Submitted by Rocky Barker on Thu, 08/28/2008 - 9:00am.
The Oregon Trail Fire burned only a mile away from my home. Having such an event so close to home helps to focus your attention especially when in my case, I was only a few feet away from the flames Monday night covering the story at Homestead Rim.
The fire that destroyed 10 houses, damaged nine more and killed Mary Ellen Ryder had almost nothing to do with the fire debates that politicians and interest groups fight about and I spend a lot of time writing about. All the logging in the world wouldn’t have had any impact on this fire.
No fire use program would have reduced the available fuel since it started on private land and because fire in the sagebrush and cheatgrass is another matter entirely. This fire, like most of the fires in California over the last decade, started as a wildland fire and quickly became an urban fire.
Once the first house caught on fire the wildland element was nearly irrelevant. From then on it was the fuels within the subdivisions, the wind direction and ability of the local firefighters to respond that determined which houses would survive.
Think about how much wasted efforts and money have been focused on the wildlands in these debates when the major issues for these fires lie within 100 feet of the communities. In 2004, $535 million of the federal agencies' $1 billion firefighting budget went to protecting homes and property, according to a 2006 audit by the U.S. Department of Agriculture's office of inspector general.
The federal program, the inspector general said, "removes incentives for landowners to take responsibility for their own protection and ensure their homes are constructed and landscaped in ways that reduce wildfire risks."

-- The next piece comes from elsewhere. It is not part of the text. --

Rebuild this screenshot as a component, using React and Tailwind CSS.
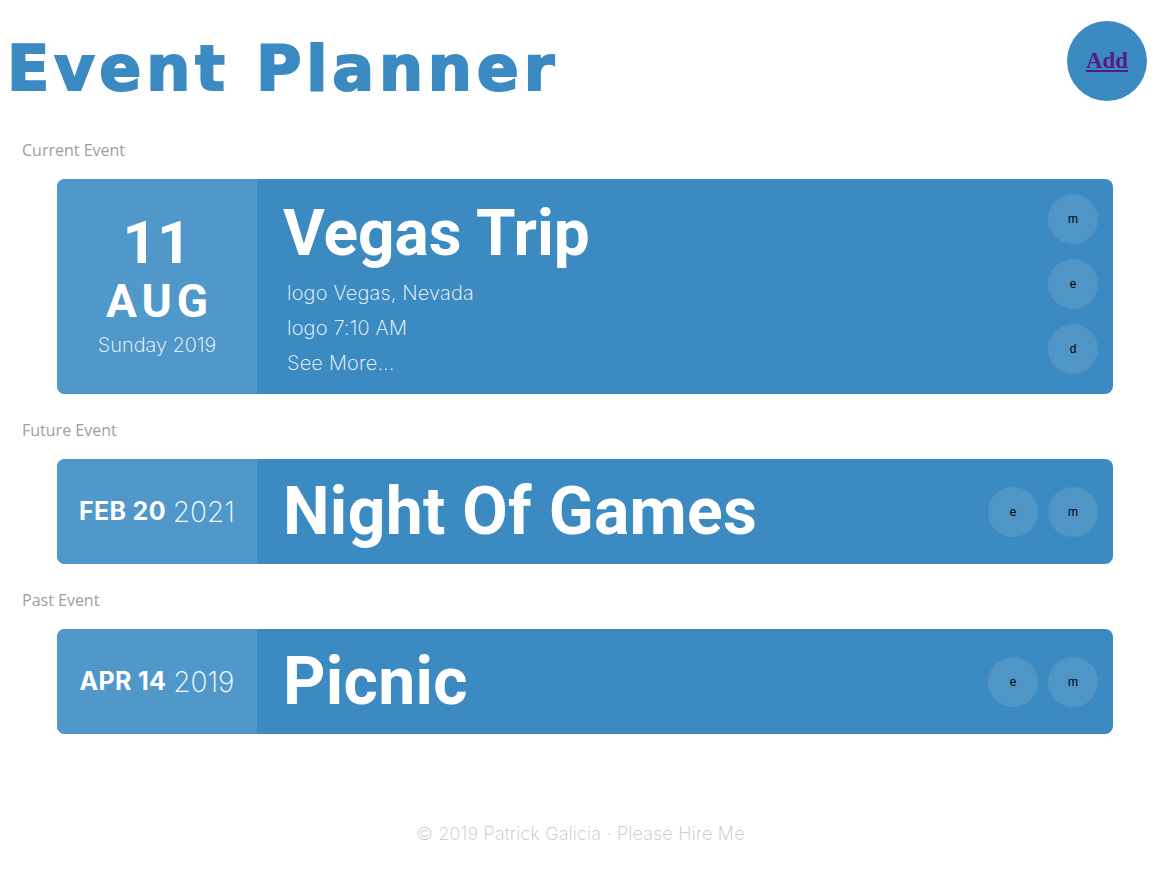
import React from "react";

const Btn = ({ children }) => (
  <div className="w-[50px] h-[50px] rounded-full bg-white/10 flex items-center justify-center text-[12px] text-black font-['Liberation_Sans',Arial,sans-serif]">
    {children}
  </div>
);

function Label({ children, first }) {
  return (
    <div className={`ml-[22px] ${first ? "mt-[37px]" : "mt-[24px]"} text-[16px] leading-[24px] text-[#a39c9c] font-['Open_Sans',sans-serif]`}>
      {children}
    </div>
  );
}

function SmallCard({ mon, day, year, title }) {
  return (
    <div className="ml-[57px] mr-[48px] mt-[17px] flex h-[105px] rounded-[8px] overflow-hidden bg-[#3b8ac1]">
      <div className="w-[200px] shrink-0 bg-[#5098c9] flex items-center justify-center text-white">
        <span className="text-[25px] font-bold font-['Inter',sans-serif] tracking-[0.3px]">{mon} {day}</span>
        <span className="text-[28px] font-extralight ml-[7px] font-['Inter',sans-serif]">{year}</span>
      </div>
      <div className="flex-1 flex items-center pl-[26px] text-white">
        <span className="text-[66px] font-bold leading-none font-['Roboto',sans-serif] tracking-[0.3px]">{title}</span>
      </div>
      <div className="flex items-center gap-[10px] pr-[15px]">
        <Btn>e</Btn>
        <Btn>m</Btn>
      </div>
    </div>
  );
}

export default function App() {
  return (
    <div className="w-[1161px] min-h-[871px] bg-white">
      <div className="flex items-start justify-between">
        <h1 className="text-[#3b8ac1] text-[62px] font-bold leading-none ml-[7px] mt-[38px] tracking-[4.8px] font-['DejaVu_Sans',sans-serif] [-webkit-text-stroke:2px_#3b8ac1]">
          Event Planner
        </h1>
        <div className="mt-[21px] mr-[14px] w-[80px] h-[80px] rounded-full bg-[#3b8ac1] flex items-center justify-center">
          <a href="#" className="text-[#551a8b] underline font-bold text-[23px] font-['Liberation_Serif',serif]">Add</a>
        </div>
      </div>

      <Label first>Current Event</Label>
      <div className="ml-[57px] mr-[48px] mt-[17px] flex h-[215px] rounded-[8px] overflow-hidden bg-[#3b8ac1]">
        <div className="w-[200px] shrink-0 bg-[#5098c9] flex flex-col items-center text-white pt-[34px]">
          <div className="text-[60px] font-bold leading-none font-['Roboto',sans-serif]">11</div>
          <div className="text-[46px] font-bold leading-none tracking-[5px] ml-[5px] mt-[5px] font-['Roboto',sans-serif]">AUG</div>
          <div className="text-[20px] font-extralight mt-[6px] font-['Inter',sans-serif]">Sunday 2019</div>
        </div>
        <div className="flex-1 flex flex-col pl-[26px] pt-[23px] text-white">
          <div className="text-[64px] font-bold leading-none font-['Roboto',sans-serif]">Vegas Trip</div>
          <div className="mt-[10px] ml-[4px] text-[20px] font-extralight leading-[35px] font-['Inter',sans-serif] tracking-[0.2px]">
            <div>logo Vegas, Nevada</div>
            <div>logo 7:10 AM</div>
            <div>See More...</div>
          </div>
        </div>
        <div className="flex flex-col gap-[15px] pr-[15px] pt-[15px]">
          <Btn>m</Btn>
          <Btn>e</Btn>
          <Btn>d</Btn>
        </div>
      </div>

      <Label>Future Event</Label>
      <SmallCard mon="FEB" day="20" year="2021" title="Night Of Games" />

      <Label>Past Event</Label>
      <SmallCard mon="APR" day="14" year="2019" title="Picnic" />

      <div className="mt-[86px] text-center text-[18px] font-extralight text-[#cfc0c0] font-['Inter',sans-serif] tracking-[0.2px]">
        © 2019 Patrick Galicia · Please Hire Me
      </div>
    </div>
  );
}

In other words in the long run this spending was counterproductive. The current focus of fire protection in the wildland-urban interface on the wildland prevents the nation, the states, local communities and homeowners themselves from taking the actions and spending the money that will really make a difference.
The Oregon Trail Fire was a classic Wildland Urban interface fire much as the Castlerock Fire in Ketchum was in 2007. But we can every little wildland subdivision wildland urban interface no matter how many people and houses are threatened.
Fires around Yellow Pine, Warren and Secesh ought to be called wildland exurban fires and treated differently. When homes are spread out further than 200 feet apart, the fires are going to react very differently and present a different threat.
Unfortunately, by putting Oregon Trail Heights into the same category as Secesh and Cobalt, means we prioritize the spending the same and make management decisions based on the idea that the issues are the same.
I looked back on the 2000 Idaho Statesman and Andrus Center for Public Policy Conference, “The Fires Next Time,” to see how we addressed these issues then. We spent most of the conference talking about logging, thinning forest health and the other typical issues that dominated the fire debate then and now.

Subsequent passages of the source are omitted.